If you have just hit the 30s, you will find your priorities changing with an increase in income and more responsibilities coming your way. With increased responsibility and income, you would like to secure the future of your spouse and children. So, if you haven’t started planning for your future yet, you must start doing it at the earliest.

At this age, people often think that they have a long road ahead and that they have the luxury to give way to temptations. However, the sooner you chart your short, medium and long terms goals and start making investments, the bigger the corpus will be in the future. You would need a significant amount to live out your retirement days without financial woes, hence, you must start saving early. It’s easier to save up with a regular income.

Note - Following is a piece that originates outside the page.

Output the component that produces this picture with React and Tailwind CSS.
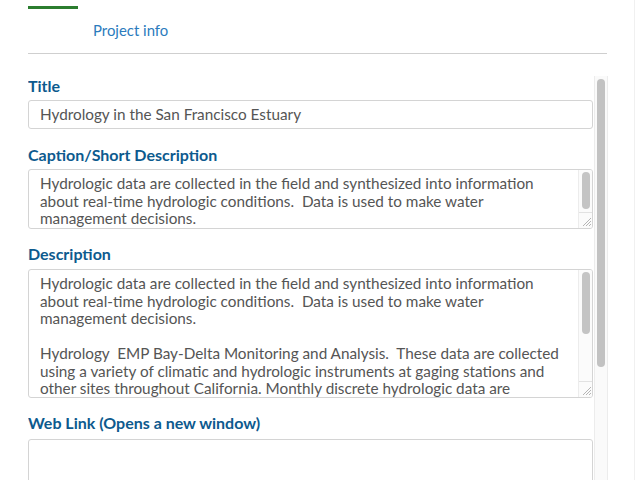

Delaying to build a retirement corpus now would imply taking high risk to attain the required corpus, curtailing the targeted corpus or even delaying the age of retirement. If retirement planning features in your financial plan, here is how you can begin.

Assess Your Income And Expenses To Calculate The Amount You Can Spare For Retirement 

Before you start planning, assess your monthly income and outgo to understand how much you can contribute towards retirement planning. Chalk out a budget to keep your spending within control. You can start small as you have time in your hand. However, make sure you invest regularly in a disciplined manner. You can step up your investment once your affordability increases.

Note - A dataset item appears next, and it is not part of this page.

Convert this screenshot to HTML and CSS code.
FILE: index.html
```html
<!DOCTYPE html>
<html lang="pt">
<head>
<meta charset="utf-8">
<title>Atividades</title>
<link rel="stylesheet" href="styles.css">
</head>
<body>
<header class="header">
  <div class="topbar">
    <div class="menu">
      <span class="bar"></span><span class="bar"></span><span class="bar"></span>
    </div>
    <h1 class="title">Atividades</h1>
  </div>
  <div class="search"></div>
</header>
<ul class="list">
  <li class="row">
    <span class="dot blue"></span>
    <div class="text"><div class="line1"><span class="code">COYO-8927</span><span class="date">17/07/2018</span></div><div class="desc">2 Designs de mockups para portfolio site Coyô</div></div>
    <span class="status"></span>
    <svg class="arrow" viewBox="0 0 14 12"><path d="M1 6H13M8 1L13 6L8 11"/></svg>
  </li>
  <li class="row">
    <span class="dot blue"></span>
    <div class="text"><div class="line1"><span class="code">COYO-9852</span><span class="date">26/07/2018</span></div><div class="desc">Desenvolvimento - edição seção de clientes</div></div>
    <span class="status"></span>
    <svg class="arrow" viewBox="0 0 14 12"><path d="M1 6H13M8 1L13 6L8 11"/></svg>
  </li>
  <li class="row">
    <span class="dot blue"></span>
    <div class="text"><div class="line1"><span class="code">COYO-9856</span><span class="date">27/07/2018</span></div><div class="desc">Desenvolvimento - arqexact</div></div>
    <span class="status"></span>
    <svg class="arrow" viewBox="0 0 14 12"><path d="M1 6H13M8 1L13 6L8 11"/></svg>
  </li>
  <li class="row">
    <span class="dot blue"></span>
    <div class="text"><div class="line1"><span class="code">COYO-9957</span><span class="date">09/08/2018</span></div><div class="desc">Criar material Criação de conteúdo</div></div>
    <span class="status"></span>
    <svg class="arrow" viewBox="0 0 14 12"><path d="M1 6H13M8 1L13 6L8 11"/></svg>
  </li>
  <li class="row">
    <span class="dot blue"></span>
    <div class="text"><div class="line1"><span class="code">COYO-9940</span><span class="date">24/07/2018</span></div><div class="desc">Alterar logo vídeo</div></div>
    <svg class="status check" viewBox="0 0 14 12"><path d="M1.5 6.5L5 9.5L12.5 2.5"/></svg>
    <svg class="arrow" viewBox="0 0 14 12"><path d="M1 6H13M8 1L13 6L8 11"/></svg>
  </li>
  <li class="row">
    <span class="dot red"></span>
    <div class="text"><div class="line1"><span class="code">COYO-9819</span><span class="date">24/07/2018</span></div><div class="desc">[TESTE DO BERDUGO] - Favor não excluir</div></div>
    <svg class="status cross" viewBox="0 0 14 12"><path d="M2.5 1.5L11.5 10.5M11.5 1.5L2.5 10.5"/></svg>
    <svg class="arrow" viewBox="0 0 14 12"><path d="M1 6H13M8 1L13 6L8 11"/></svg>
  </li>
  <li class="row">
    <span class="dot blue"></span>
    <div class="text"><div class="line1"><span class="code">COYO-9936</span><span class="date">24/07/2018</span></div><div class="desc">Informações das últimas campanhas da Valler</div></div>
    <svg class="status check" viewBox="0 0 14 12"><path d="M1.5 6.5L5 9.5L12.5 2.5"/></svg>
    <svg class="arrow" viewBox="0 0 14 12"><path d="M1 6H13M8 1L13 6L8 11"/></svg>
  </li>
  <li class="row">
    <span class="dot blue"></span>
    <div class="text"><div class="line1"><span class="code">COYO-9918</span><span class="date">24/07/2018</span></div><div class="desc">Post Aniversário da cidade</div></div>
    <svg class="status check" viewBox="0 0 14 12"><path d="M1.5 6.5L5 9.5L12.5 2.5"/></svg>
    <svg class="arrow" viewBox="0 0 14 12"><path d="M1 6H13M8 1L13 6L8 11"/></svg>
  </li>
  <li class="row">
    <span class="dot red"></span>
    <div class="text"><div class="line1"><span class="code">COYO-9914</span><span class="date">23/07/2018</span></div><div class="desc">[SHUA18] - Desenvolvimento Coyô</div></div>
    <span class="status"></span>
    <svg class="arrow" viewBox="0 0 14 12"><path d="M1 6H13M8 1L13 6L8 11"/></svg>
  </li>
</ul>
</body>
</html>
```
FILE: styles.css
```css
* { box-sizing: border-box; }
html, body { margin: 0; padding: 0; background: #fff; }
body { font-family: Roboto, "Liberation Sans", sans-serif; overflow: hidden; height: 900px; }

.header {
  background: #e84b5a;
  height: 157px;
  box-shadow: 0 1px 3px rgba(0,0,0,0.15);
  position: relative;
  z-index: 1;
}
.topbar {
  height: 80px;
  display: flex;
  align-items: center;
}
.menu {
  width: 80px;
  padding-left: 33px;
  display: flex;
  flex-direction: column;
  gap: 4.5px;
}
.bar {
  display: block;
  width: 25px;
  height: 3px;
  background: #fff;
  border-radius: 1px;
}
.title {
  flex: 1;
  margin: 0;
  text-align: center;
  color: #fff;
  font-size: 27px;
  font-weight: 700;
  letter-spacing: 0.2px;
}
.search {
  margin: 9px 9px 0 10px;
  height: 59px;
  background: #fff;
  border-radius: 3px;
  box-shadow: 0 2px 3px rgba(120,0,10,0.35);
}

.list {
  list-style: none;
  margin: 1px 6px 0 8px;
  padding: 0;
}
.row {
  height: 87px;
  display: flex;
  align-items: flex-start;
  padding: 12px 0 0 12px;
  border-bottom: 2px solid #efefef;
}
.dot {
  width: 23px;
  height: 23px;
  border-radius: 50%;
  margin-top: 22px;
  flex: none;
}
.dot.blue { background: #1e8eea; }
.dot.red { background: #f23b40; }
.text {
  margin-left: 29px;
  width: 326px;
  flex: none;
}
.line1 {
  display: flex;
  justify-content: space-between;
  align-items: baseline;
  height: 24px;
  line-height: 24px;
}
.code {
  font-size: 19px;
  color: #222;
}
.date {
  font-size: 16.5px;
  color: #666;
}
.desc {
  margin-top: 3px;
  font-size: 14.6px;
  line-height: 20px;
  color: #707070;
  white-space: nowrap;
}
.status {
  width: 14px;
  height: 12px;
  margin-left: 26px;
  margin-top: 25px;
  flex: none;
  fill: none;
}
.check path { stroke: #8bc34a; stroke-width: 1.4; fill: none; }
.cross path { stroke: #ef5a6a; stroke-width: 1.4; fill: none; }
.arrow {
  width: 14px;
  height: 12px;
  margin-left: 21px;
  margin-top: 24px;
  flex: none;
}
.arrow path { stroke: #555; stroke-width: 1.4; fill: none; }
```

Choose The Right Investment Option

In the 30s, you must pick aggressive investment instruments for your portfolio. Equity-oriented Mutual Funds are a good option for you. Equity Mutual Funds fetch high returns if invested over a longer period of time. The inherent market risk and volatility reduces when you stay invested over a considerable amount of time.

When choosing Equity Mutual Funds, you can go for Systematic Investment Plans (SIPs). SIPs let you invest in small and affordable amounts every month and ensures a regular amount for investing. It also gives you the benefit of rupee cost averaging, thus maximum returns while ironing out the market volatility. If you are risk-averse, you can choose Fixed Deposit schemes. However, the returns would be relatively low.

Be Regular And Disciplined

Retirement planning needs a lot of discipline over a period of time. Avoid unnecessary spending and borrowing, and stick to regular and wise investing. One way of doing it is by locking away your savings at the beginning of the month. You can set standing instructions with your bank to transfer a certain amount from your salary account to the savings account.

Keep Your Retirement Funds Earmarked

A common mistake that investors make is to draw money from retirement funds in case of a financial emergency. This can leave a deep dent in your portfolio. Earmark a corpus exclusively for retirement. As tempted as you might be, don’t withdraw from it.

In your 30s, you have the flexibility to choose your course of life. A delay in kicking off your investments can spoil your retirement corpus.